Same principles can be applied when looking at patterns in local traditional jewelry and related crafts to get an insight into the collective reservoir that is the past of thousands of years.

These crafts carry stories nay realities in their womb for us to decipher and delve deep into, for our sake and for humanity’s sake. From hominids to Homo erectus to Homo Sapiens, these technologies of past have shaped and made the world. I rest my case.

Art & Craft Today:

Way before the oral culture, there was craft. And there was Art. And they co-existed and complemented one another.  And they still complement each other.

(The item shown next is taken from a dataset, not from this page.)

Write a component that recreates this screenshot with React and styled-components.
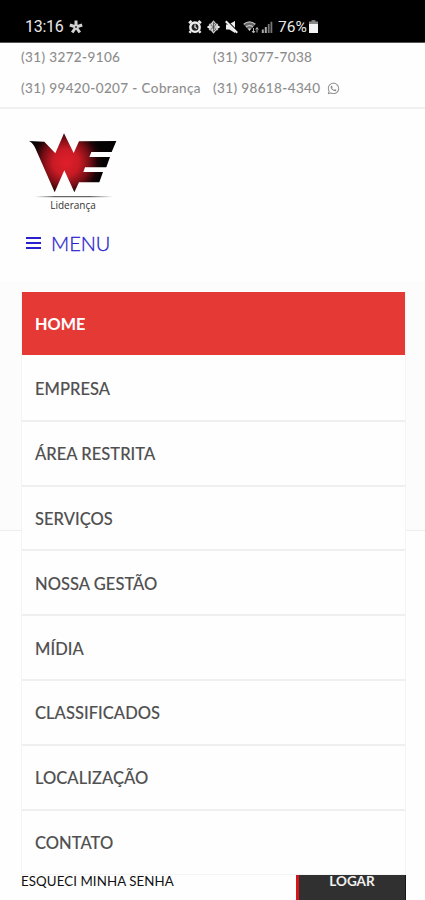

As one looks around, in today’s art world, especially in India and Pakistan, there are many artists who are using mediums and materials that once lay outside the domain of art and generally were not considered favourable or favourite.    Fibres, fabrics, embroideries, metal pins, metallic sheets, stone such as granite etc are being used to convey what the artist wishes to. Today as the pre-historic and history-centric narratives come full circle, boundaries between art and craft blur and sometimes merge.  The west has been witnessing it since many decades but the sensibility and sensitization has come to this part of the world only recently. And it has helped produce more varied kind of art, thanks to the craft.

More importantly, the concept of studio/atelier with many members is finding more audiences as artists discover new ways of coalescing thoughts and ideas.   I would like to reproduce a paragraph from Richard Lannoy’s book to further my point.  “At the moment when the West has reached the apogee of the individualist experiment in creative modes of expression, and seems to have embarked on a re-discovery of social, collective organization, not only has the non-individualistic art of the East aroused new and widespread occidental respect, but Western individualism is being seriously re-examined; this is reflected in the Western Art of our time.  The aesthetic philosophy of the modern West has, in fact, brought us closer to the cultures of Asia”.